On their debut, No Midnight, Birdmonster certainly demonstrate more emotion and power than that awkwardly-named group from New York. Birdmonster clearly embraces their San Francisco punk-roots but injects them with an almost down-home country feel, even sometimes employing cellos and banjos. This isn’t crazy psychobilly punk, though, where country and rockabilly tunes are sped to hardcore punk tempos and performed in a tongue-in-cheek kind of way. In fact, it’s the other way around, with the punk rock sneaking its way into country and blues jams, retaining the power of punk rock and the emotion that the best country music had to offer.
Some songs show a country/blues influence more than others. The title track is almost entirely a banjo ballad, until the very end where it erupts into a punk rock explosion. “Cause You Can,” on the other hand, sounds more like Franz Ferdinand or the Strokes than anything you might hear out in the Appalachia. Even more surprising is that Birdmonster still manages to sound fresh and original even then, mainly because of the incredibly strong signing and songwriting of guitarist Peter Acumi.
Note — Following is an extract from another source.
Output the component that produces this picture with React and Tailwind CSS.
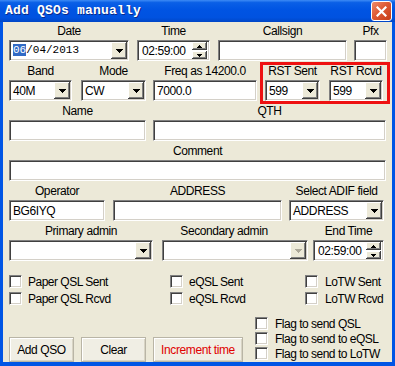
import React from "react";

const sunken =
  "bg-white border border-t-[#808080] border-l-[#808080] border-b-white border-r-white shadow-[inset_1px_1px_0_#404040,inset_-1px_-1px_0_#d4d0c8]";
const raised =
  "bg-[#ece9d8] shadow-[inset_-1px_-1px_0_#404040,inset_1px_1px_0_#ffffff,inset_-2px_-2px_0_#808080]";

function Tri({ disabled, up, small }) {
  const fill = disabled ? "#aca899" : "#000";
  if (small) {
    return (
      <svg width="5" height="3" viewBox="0 0 5 3" shapeRendering="crispEdges">
        {up ? (
          <path d="M2 0h1v1h1v1h1v1h-5v-1h1v-1h1z" fill={fill} />
        ) : (
          <path d="M0 0h5v1h-1v1h-1v1h-1v-1h-1v-1h-1z" fill={fill} />
        )}
      </svg>
    );
  }
  return (
    <svg width="7" height="4" viewBox="0 0 7 4" shapeRendering="crispEdges">
      <path d="M0 0h7v1h-1v1h-1v1h-1v1h-1v-1h-1v-1h-1v-1h-1z" fill={fill} />
    </svg>
  );
}

function Combo({ className = "", value, disabled, children }) {
  return (
    <div className={`flex h-[21px] p-[1px] ${sunken} ${className}`}>
      <div className="flex-1 flex items-center pl-[2px] overflow-hidden whitespace-nowrap">
        {children ?? value}
      </div>
      <div className={`w-[16px] h-[17px] flex items-center justify-center ${raised}`}>
        <Tri disabled={disabled} />
      </div>
    </div>
  );
}

function Input({ className = "", value }) {
  return (
    <div className={`h-[21px] flex items-center pl-[3px] ${sunken} ${className}`}>
      {value}
    </div>
  );
}

function Spinner({ className = "", value }) {
  return (
    <div className={`h-[21px] flex items-center p-[1px] ${sunken} ${className}`}>
      <div className="flex-1 pl-[3px] whitespace-nowrap">{value}</div>
      <div className="flex flex-col w-[15px] h-[17px] mr-[1px] gap-[1px]">
        <div className={`flex-1 flex items-center justify-center ${raised}`}>
          <Tri small up />
        </div>
        <div className={`flex-1 flex items-center justify-center ${raised}`}>
          <Tri small />
        </div>
      </div>
    </div>
  );
}

function Col({ className = "", label, labelH = "h-[19px]", labelClass = "", children }) {
  return (
    <div className={`flex flex-col ${className}`}>
      <div className={`${labelH} flex items-center justify-center whitespace-nowrap ${labelClass}`}>
        {label}
      </div>
      {children}
    </div>
  );
}

function Check({ label, className = "", gap = "ml-[7px]" }) {
  return (
    <div className={`flex items-center h-[13px] ${className}`}>
      <div className={`w-[13px] h-[13px] shrink-0 ${sunken}`} />
      <span className={`${gap} whitespace-nowrap tracking-[-0.5px]`}>{label}</span>
    </div>
  );
}

function Button({ className = "", children }) {
  return (
    <div
      className={`h-[25px] flex items-center justify-center bg-[#f0eee4] border border-[#b9b5a6] shadow-[inset_1px_1px_0_#ffffff,inset_-1px_-1px_0_#d8d4c4] ${className}`}
    >
      {children}
    </div>
  );
}

export default function App() {
  return (
    <div className="w-[395px] h-[366px] flex flex-col bg-[#0055e5] font-['Liberation_Sans',Arial,sans-serif] text-[12px] tracking-[-0.4px] text-black overflow-hidden">
      {/* Title bar */}
      <div className="h-[22px] flex items-center justify-between pl-[5px] pr-[3px] bg-[linear-gradient(to_bottom,#3d8bf5_0%,#0a5fe6_12%,#0054e3_45%,#0052e0_80%,#0046c6_100%)]">
        <span className="font-['Liberation_Mono',monospace] font-bold text-[13px] text-white tracking-[0.2px] [text-shadow:1px_1px_0_#0b2a8a]">
          Add QSOs manually
        </span>
        <div className="w-[21px] h-[20px] rounded-[3px] border border-white bg-[linear-gradient(135deg,#ee8c6c_0%,#de5a35_45%,#c63d18_100%)] flex items-center justify-center">
          <svg width="11" height="11" viewBox="0 0 11 11">
            <path d="M1.5 1.5L9.5 9.5M9.5 1.5L1.5 9.5" stroke="#fff" strokeWidth="2.2" strokeLinecap="square" />
          </svg>
        </div>
      </div>

      {/* Body */}
      <div className="flex-1 mx-[3px] mb-[4px] bg-[#ece9d8] relative pl-[6px]">
        {/* Row 1 */}
        <div className="flex">
          <Col className="w-[120px]" label="Date" labelH="h-[18px]">
            <Combo>
              <span className="font-['Liberation_Mono',monospace] text-[11px] tracking-normal">
                <span className="bg-[#316ac5] text-white">06</span>/04/2013
              </span>
            </Combo>
          </Col>
          <Col className="w-[73px] ml-[8px]" label="Time" labelH="h-[18px]">
            <Spinner value="02:59:00" />
          </Col>
          <Col className="w-[129px] ml-[8px]" label="Callsign" labelH="h-[18px]">
            <Input />
          </Col>
          <Col className="w-[33px] ml-[7px]" label="Pfx" labelH="h-[18px]">
            <Input />
          </Col>
        </div>

        {/* Row 2 */}
        <div className="flex">
          <Col className="w-[63px]" label="Band">
            <Combo value="40M" />
          </Col>
          <Col className="w-[65px] ml-[9px]" label="Mode">
            <Combo value="CW" />
          </Col>
          <Col className="w-[104px] ml-[7px]" label="Freq as 14200.0">
            <Input value="7000.0" />
          </Col>
          <Col className="w-[55px] ml-[8px]" label="RST Sent">
            <Combo value="599" />
          </Col>
          <Col className="w-[54px] ml-[9px]" label="RST Rcvd">
            <Combo value="599" />
          </Col>
        </div>

        {/* Row 3 */}
        <div className="flex">
          <Col className="w-[137px]" label="Name">
            <Input />
          </Col>
          <Col className="w-[233px] ml-[7px]" label="QTH">
            <Input />
          </Col>
        </div>

        {/* Row 4 */}
        <div className="flex">
          <Col className="w-[377px]" label="Comment">
            <Input />
          </Col>
        </div>

        {/* Row 5 */}
        <div className="flex">
          <Col className="w-[96px]" label="Operator">
            <Input value="BG6IYQ" />
          </Col>
          <Col className="w-[169px] ml-[8px]" label="ADDRESS">
            <Input />
          </Col>
          <Col className="w-[95px] ml-[7px]" label="Select ADIF field">
            <Combo value="ADDRESS" />
          </Col>
        </div>

        {/* Row 6 */}
        <div className="flex">
          <Col className="w-[144px]" label="Primary admin">
            <Combo />
          </Col>
          <Col className="w-[146px] ml-[9px]" label="Secondary admin" labelClass="pr-[22px]">
            <Combo disabled />
          </Col>
          <Col className="w-[71px] ml-[5px]" label="End Time">
            <Spinner value="02:59:00" />
          </Col>
        </div>

        {/* Checkbox rows */}
        <div className="flex mt-[14px]">
          <Check className="w-[161px]" label="Paper QSL Sent" gap="ml-[6px]" />
          <Check className="w-[135px]" label="eQSL Sent" gap="ml-[6px]" />
          <Check label="LoTW Sent" gap="ml-[7px]" />
        </div>
        <div className="flex mt-[4px]">
          <Check className="w-[161px]" label="Paper QSL Rcvd" gap="ml-[6px]" />
          <Check className="w-[135px]" label="eQSL Rcvd" gap="ml-[6px]" />
          <Check label="LoTW Rcvd" gap="ml-[7px]" />
        </div>

        {/* Bottom */}
        <div className="flex mt-[12px]">
          <div className="flex mt-[20px]">
            <Button className="w-[65px]">Add QSO</Button>
            <Button className="w-[65px] ml-[7px]">Clear</Button>
            <Button className="w-[90px] ml-[7px] text-[#e00000]">Increment time</Button>
          </div>
          <div className="flex flex-col gap-[2px] ml-[12px]">
            <Check label="Flag to send QSL" gap="ml-[7px]" />
            <Check label="Flag to send to eQSL" gap="ml-[7px]" />
            <Check label="Flag to send to LoTW" gap="ml-[7px]" />
          </div>
        </div>

        {/* Red annotation box */}
        <div className="absolute left-[257px] top-[40px] w-[130px] h-[42px] border-[3px] border-[#ee1111] pointer-events-none" />
      </div>
    </div>
  );
}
Rawer than Jack White, but more melodic and accessible than fellow punk-blues rocker Dax Riggs from the aforementioned Deadboy & the Elephantmen, Acumi’s instantly recognizable voice is perfect for the kind of music Birdmonster seems intent on creating, one part punk, one part down-home country and one part pure pop.
Songs like “The Bar in the Back of the Basement” are really where Acumi shines. As his tortured voice bellows out “Where did you come from little girl?” he almost sounds like Leadbelly did when he bemoaned to his girl “Where did you sleep last night?” all those years ago. Then as he spits out the song’s title at a nearly incomprehensible tempo, the banjos and country-feeling of the song vanishes and is replaced with trashing guitars and the spirit of Leadbelly is suddenly replaced by the spirit of Frank Black. Yeah, Black may not be dead, but it fits my analogy, so shut up.
Birdmonster isn’t the first band to successfully combine the sensibilities of punk rock with the emotion of the blues. But they may be the first to throw in hoedown-like banjo jams into the mix. The indie scene is far too full of bands that, while musically talented, can be downright boring. Yeah, Sufjan Stevens, Iron & Wine and Xiu Xiu are fine, but you really can’t rock out to them, can you? High energy, catchy, and most importantly, fun, Birdmonster is for the indie rocker that wants the emphasis on the rock without losing any of the indie in the process.